18 June - The liberalization of the Swedish economy is completed by the law of free commerce of 1864; all privileges and monopolies of the guilds are abolished, all manners of trade, craftsmanship, industries and other businesses are liberalized and allowed to be practiced freely in both the cities and the countryside by all citizens, regardless of gender, who are either of legal majority or of legal minors who have been given permits of their legal guardians.[1]

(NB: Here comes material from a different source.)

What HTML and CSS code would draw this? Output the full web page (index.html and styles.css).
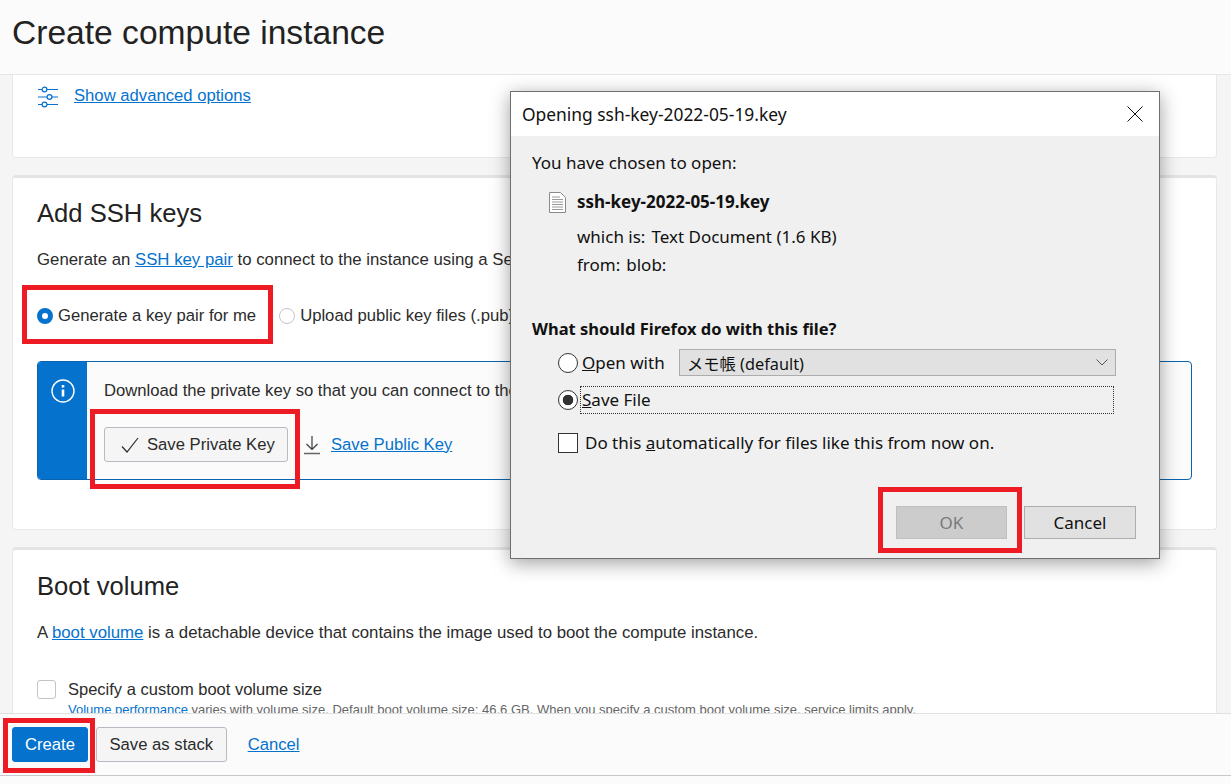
FILE: index.html
```html
<!DOCTYPE html>
<html lang="en">
<head>
<meta charset="utf-8">
<title>Create compute instance</title>
<link rel="stylesheet" href="styles.css">
</head>
<body>
<div class="page">
  <header class="header"><h1>Create compute instance</h1></header>
  <main class="main">
    <section class="card card-first">
      <div class="advanced">
        <svg class="sliders" width="22" height="22" viewBox="0 0 22 22" fill="none" stroke="#0572ce" stroke-width="1.2">
          <path d="M1 3.5h4M10 3.5h11M1 11h9M15 11h6M1 18.5h4M10 18.5h11"/>
          <circle cx="7.5" cy="3.5" r="2.4"/><circle cx="12.5" cy="11" r="2.4"/><circle cx="7.5" cy="18.5" r="2.4"/>
        </svg>
        <a href="#">Show advanced options</a>
      </div>
    </section>
    <section class="card card-ssh">
      <h2>Add SSH keys</h2>
      <p class="desc">Generate an <a href="#">SSH key pair</a> to connect to the instance using a Secure Shell (SSH) connection, or upload a public key that you already have.</p>
      <div class="radios">
        <span class="radio-row"><span class="oci-radio on"></span>Generate a key pair for me</span>
        <span class="radio-row"><span class="oci-radio"></span>Upload public key files (.pub)</span>
      </div>
      <div class="info">
        <div class="info-side">
          <svg width="26" height="26" viewBox="0 0 26 26" fill="none" stroke="#fff"><circle cx="13" cy="13" r="11" stroke-width="1.4"/><path d="M13 11.500v7" stroke-width="2.6"/><path d="M13 7v2.600" stroke-width="2.6"/></svg>
        </div>
        <div class="info-body">
          <p>Download the private key so that you can connect to the instance using SSH. It will not be shown again.</p>
          <div class="info-actions">
            <button class="btn btn-save">
              <svg width="18" height="16" viewBox="0 0 18 16" fill="none" stroke="#2b2b2b" stroke-width="1.2"><path d="M1 9.500l5 5.500L17 1"/></svg>
              Save Private Key
            </button>
            <svg class="dl" width="16" height="20" viewBox="0 0 16 20" fill="none" stroke="#3a3a3a" stroke-width="1.2"><path d="M8 1v13M2.500 9L8 14.500 13.500 9"/><path d="M0 18.500h16" stroke="#666" stroke-width="1.6"/></svg>
            <a href="#">Save Public Key</a>
          </div>
        </div>
      </div>
    </section>
    <section class="card card-boot">
      <h2>Boot volume</h2>
      <p class="desc">A <a href="#">boot volume</a> is a detachable device that contains the image used to boot the compute instance.</p>
      <div class="check-row"><span class="oci-check"></span>Specify a custom boot volume size</div>
      <p class="hint"><a href="#">Volume performance</a> varies with volume size. Default boot volume size: 46.6 GB. When you specify a custom boot volume size, service limits apply.</p>
    </section>
  </main>
  <footer class="footer">
    <button class="btn btn-primary">Create</button>
    <button class="btn btn-stack">Save as stack</button>
    <a href="#">Cancel</a>
  </footer>
</div>

<div class="dialog">
  <div class="dlg-title">
    <span>Opening ssh-key-2022-05-19.key</span>
    <svg width="16" height="16" viewBox="0 0 16 16" fill="none" stroke="#111" stroke-width="1"><path d="M.5.500l15 15M15.500.5l-15 15"/></svg>
  </div>
  <div class="dlg-body">
    <p class="dlg-chosen">You have chosen to open:</p>
    <div class="dlg-file">
      <svg width="17" height="21" viewBox="0 0 17 21" fill="#fff" stroke="#8a8a8a"><path d="M.5.500h11l5 5v15H.5z"/><path d="M3 5h8M3 7.500h11M3 10h11M3 12.500h11M3 15h11M3 17.500h11" stroke="#9a9a9a"/></svg>
      <strong>ssh-key-2022-05-19.key</strong>
    </div>
    <div class="dlg-meta"><span>which is:</span><span>Text Document (1.6 KB)</span></div>
    <div class="dlg-meta dlg-from"><span>from:</span><span>blob:</span></div>
    <h3>What should Firefox do with this file?</h3>
    <div class="dlg-open">
      <span class="win-radio"></span>
      <span class="dlg-open-label"><u>O</u>pen with</span>
      <div class="select"><span>メモ帳 (default)</span>
        <svg width="12" height="7" viewBox="0 0 12 7" fill="none" stroke="#555"><path d="M.5.500L6 6 11.500.5"/></svg>
      </div>
    </div>
    <div class="dlg-save">
      <span class="win-radio on"></span>
      <span class="focus-line"><u>S</u>ave File</span>
    </div>
    <div class="dlg-auto">
      <span class="win-check"></span>
      <span>Do this <u>a</u>utomatically for files like this from now on.</span>
    </div>
    <div class="dlg-buttons">
      <button class="win-btn disabled">OK</button>
      <button class="win-btn">Cancel</button>
    </div>
  </div>
</div>

<div class="mark mark-generate"></div>
<div class="mark mark-save"></div>
<div class="mark mark-ok"></div>
<div class="mark mark-create"></div>
</body>
</html>
```
FILE: styles.css
```css
* { box-sizing: border-box; }
html, body { margin: 0; height: 100%; overflow: hidden; }
body {
  font-family: "Liberation Sans", Arial, sans-serif;
  font-size: 16.67px;
  color: #2b2b2b;
  background: #fbfbfb;
}
a { color: #0572ce; text-decoration: underline; }
p { margin: 0; }

.page { display: flex; flex-direction: column; height: 776px; }

.header {
  height: 75px;
  flex: none;
  background: #fbfbfb;
  border-bottom: 1px solid #e6e6e6;
  padding: 14px 12px 0;
}
.header h1 { margin: 0; font-size: 33.6px; font-weight: 400; line-height: 38px; color: #222; }

.main {
  flex: 1;
  min-height: 0;
  overflow: hidden;
  background: #f5f5f5;
  padding: 0 14px 0 12px;
}
.card {
  background: #fff;
  border: 1px solid #e8e8e8;
  border-top: 3px solid #e4e4e6;
  border-radius: 4px;
  padding: 0 24px;
  margin-bottom: 17px;
}
.card-first {
  height: 83px;
  border-top: 0;
  border-radius: 0 0 4px 4px;
  padding-top: 9px;
}
.advanced { display: flex; align-items: center; gap: 15px; line-height: 22px; }
.advanced .sliders { flex: none; margin-top: 2px; }

.card h2 { margin: 0; font-size: 25.6px; font-weight: 400; line-height: 30px; color: #222; }
.card-ssh { height: 355px; padding-top: 20px; }
.desc { margin-top: 21px; font-size: 16.8px; line-height: 22px; white-space: nowrap; }
.radios { display: flex; gap: 23px; margin-top: 34px; line-height: 22px; }
.radio-row { display: flex; align-items: center; gap: 5px; white-space: nowrap; }
.oci-radio {
  width: 16px; height: 16px; border-radius: 50%;
  border: 1px solid #c4c4c8; background: #fff; flex: none;
}
.oci-radio.on { background: #fff; border: 5px solid #0572ce; }

.info {
  display: flex;
  height: 119px;
  margin-top: 34px;
  border: 1px solid #0a64ad;
  border-radius: 4px;
  background: #fbfbfb;
  overflow: hidden;
}
.info-side {
  width: 49px; flex: none; background: #0572ce;
  display: flex; justify-content: center; padding-top: 16px;
}
.info-body { padding: 18px 17px 0; }
.info-body p { line-height: 22px; white-space: nowrap; }
.info-actions { display: flex; align-items: center; margin-top: 25px; }
.info-actions .dl { margin: 0 11px 0 16px; }

.btn {
  font: inherit;
  color: #2b2b2b;
  height: 35px;
  padding: 0 12px;
  border: 1px solid #b8bac2;
  border-radius: 3px;
  background: #f5f5f5;
  display: inline-flex;
  align-items: center;
}
.btn-save { width: 184px; padding: 0 12px 0 16px; gap: 8px; white-space: nowrap; }
.btn-primary { background: #0572ce; border-color: #0572ce; color: #fff; }
.btn-stack { padding: 0 12.5px; }

.card-boot { height: 300px; padding-top: 21px; }
.check-row { display: flex; align-items: center; gap: 12px; margin-top: 34px; font-size: 16.5px; line-height: 22px; }
.oci-check {
  width: 19px; height: 19px; flex: none;
  border: 1px solid #c4c4c8; border-radius: 3px; background: #fff;
}
.hint { margin: 2px 0 0 31px; font-size: 13px; line-height: 16px; color: #666; white-space: nowrap; }

.footer {
  flex: none;
  height: 63px;
  background: #fbfbfb;
  border-top: 1px solid #e0e0e0;
  border-bottom: 1px solid #c8c8cc;
  padding: 13px 12px 0;
  display: flex;
  align-items: flex-start;
  gap: 8px;
}
.footer a { margin: 8px 0 0 13px; line-height: 20px; }

.dialog {
  position: absolute;
  left: 510px; top: 91px;
  width: 650px; height: 468px;
  border: 1px solid #6e6e6e;
  background: #f0f0f0;
  box-shadow: 0 4px 18px rgba(0,0,0,.38);
  font-family: "Noto Sans", "Noto Sans CJK JP", sans-serif;
  font-size: 17px;
  color: #111;
  display: flex;
  flex-direction: column;
}
.dlg-title {
  height: 44px;
  flex: none;
  background: #fff;
  font-size: 17.4px;
  display: flex;
  align-items: center;
  justify-content: space-between;
  padding: 0 16px 0 11px;
}
.dlg-body { flex: 1; padding: 16px 0 0 21px; display: flex; flex-direction: column; }
.dlg-chosen { line-height: 22px; }
.dlg-file { display: flex; align-items: center; gap: 11px; margin: 17px 0 0 17px; line-height: 22px; }
.dlg-file strong { font-weight: 700; }
.dlg-meta { display: flex; gap: 6px; margin: 13px 0 0 45px; line-height: 22px; }
.dlg-from { margin-top: 6px; }
.dlg-body h3 { margin: 42px 0 0; font-size: 16.5px; font-weight: 700; line-height: 22px; }
.dlg-open { display: flex; align-items: center; margin: 9px 43px 0 26px; height: 27px; }
.dlg-open-label { margin-left: 4px; width: 97px; }
.win-radio {
  width: 20px; height: 20px; flex: none; border-radius: 50%;
  border: 1px solid #333; background: #fff;
  display: inline-block;
}
.win-radio.on { background: radial-gradient(circle, #333 0 5px, #fff 5.6px); }
.select {
  flex: 1;
  height: 27px;
  font-size: 16.3px;
  background: #e1e1e1;
  border: 1px solid #adadad;
  display: flex;
  align-items: center;
  justify-content: space-between;
  padding: 0 7px 0 7px;
}
.dlg-save { display: flex; align-items: center; margin: 10px 45px 0 26px; height: 28px; }
.focus-line {
  flex: 1; height: 28px; line-height: 26px;
  margin-left: 2px; padding-left: 1px;
  border: 1px dotted #333;
}
.dlg-auto { display: flex; align-items: center; gap: 7px; margin: 18px 0 0 26px; line-height: 22px; white-space: nowrap; }
.win-check { width: 20px; height: 20px; flex: none; border: 1px solid #333; background: #fff; }
.dlg-buttons { display: flex; justify-content: flex-end; gap: 17px; margin: 52px 23px 0 0; }
.win-btn {
  font: inherit; color: #111;
  width: 112px; height: 33px; padding: 0;
  background: #e1e1e1;
  border: 1px solid #adadad;
}
.win-btn.disabled { width: 111px; background: #cccccc; border-color: #bfbfbf; color: #7a7a7a; }

.mark { position: absolute; border: 5px solid #ed1c24; }
.mark-generate { left: 22px; top: 285px; width: 251px; height: 59px; }
.mark-save { left: 90px; top: 409px; width: 210px; height: 80px; }
.mark-ok { left: 878px; top: 487px; width: 144px; height: 66px; }
.mark-create { left: 3px; top: 718px; width: 92px; height: 55px; }
```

Rudberg publishes a minor revision of his proposal of the Stockholm city plan. A new administrative reform comes into effect.[2]
Tax-paying women of legal majority (unmarried women, divorced women and widows) are granted the right to vote in municipal elections, making Sweden the first country in the world to grant women the right to vote.[3]
^Du Rietz, Anita, Kvinnors entreprenörskap: under 400 år, 1. uppl., Dialogos, Stockholm, 2013 p. 270
^Hall, Thomas (1999). Huvudstad i omvandling – Stockholms planering och utbyggnad under 700 år (in Swedish). Stockholm: Sveriges Radios förlag. ISBN91-522-1810-4.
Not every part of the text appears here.